Oil market futures
The European Climate Foundation asked us to investigate the economic effects of reducing transport-related CO2 emissions.
The work, undertaken with the International Council on Clean Transportation (ICCT) and Pöyry Management Consulting, was awarded the LowCVP’s Low Carbon Champions award for Low Carbon Publication 2016.
The study, entitled ‘Oil Market Futures’, presents the long-term impacts on oil prices and the wider economy if there is a global effort to tackle climate change.
The results show that, in a world where climate policies are implemented to drive investment in low-carbon technologies, demand for oil from transport will be significantly lower: by around 11 million barrels per day in 2030 and by 60 million barrels per day in 2050.
This lower oil demand would result in oil prices stabilizing to between $83 and $87 per barrel in the long run, rather than increasing to $90 per barrel by 2030 and over $130 per barrel by 2050 (in 2014 prices), as expected in the business-as-usual case. As a result, industries and consumers would benefit from reduced spending on oil, leading to net macroeconomic benefits.

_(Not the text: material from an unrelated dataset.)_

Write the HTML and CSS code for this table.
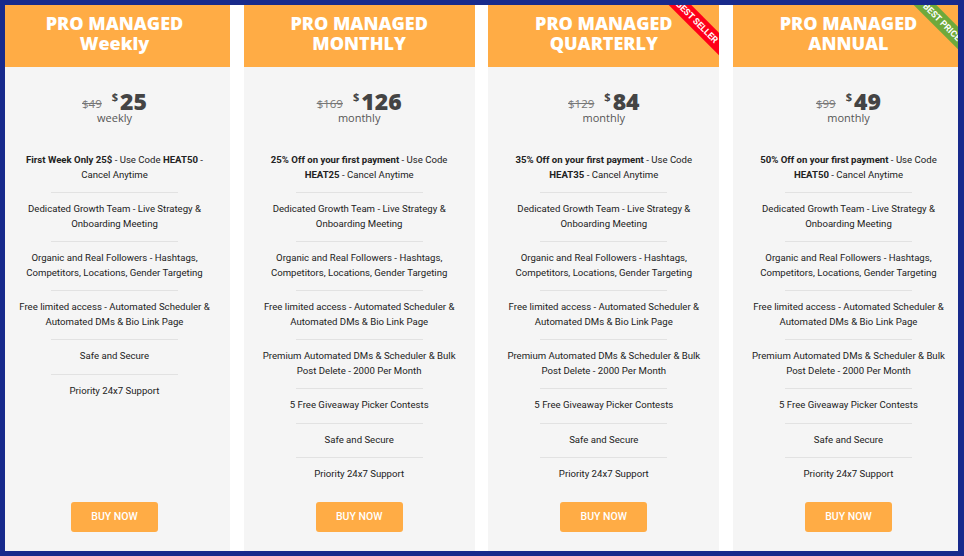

For the full technical report, please see: Oil Market Futures technical report.
Phil Summerton, Director at Cambridge Econometrics, said:
In a world where climate policies are being implemented to drive investment in low-carbon technologies – as they have to and as governments agreed in Paris – we’ll simply need less oil for transport.
Through policy support and technological disruption, we can expect the global economy to be using 11 million fewer barrels of oil per day by 2030. This rises to 60 million in 2050. This will have profound impacts, but the advantages are clear and by moving early the benefit can be maximized.
Gareth Davis, Director for Energy Consulting at Pöyry, said:
The rise of shale oil, the slowing world economy and OPEC’s changed production policy have led to unprecedented levels of oversupply in global oil markets.
Our central view is this oversupply will unwind and prices will return to $80/barrel by 2020. In a business-as-usual scenario prices would continue to rise after 2020, however aggressive climate policies could deliver oil demand reductions that would hold prices at this level.
Drew Kodjak, Executive Director, ICCT, said:
We have seen how vehicle standards around the globe have already reduced oil demand, and with governments increasingly waking up to the imperative to tackle climate change, we can expect this trend to strengthen.
Companies such as Tesla have shown what innovative engineers are capable of, and governments in California, Norway and the Netherlands have shown how rapidly change can be delivered via smart policies. This analysis shows how decision-makers can tackle the twin challenges of transport emissions and resource dependency.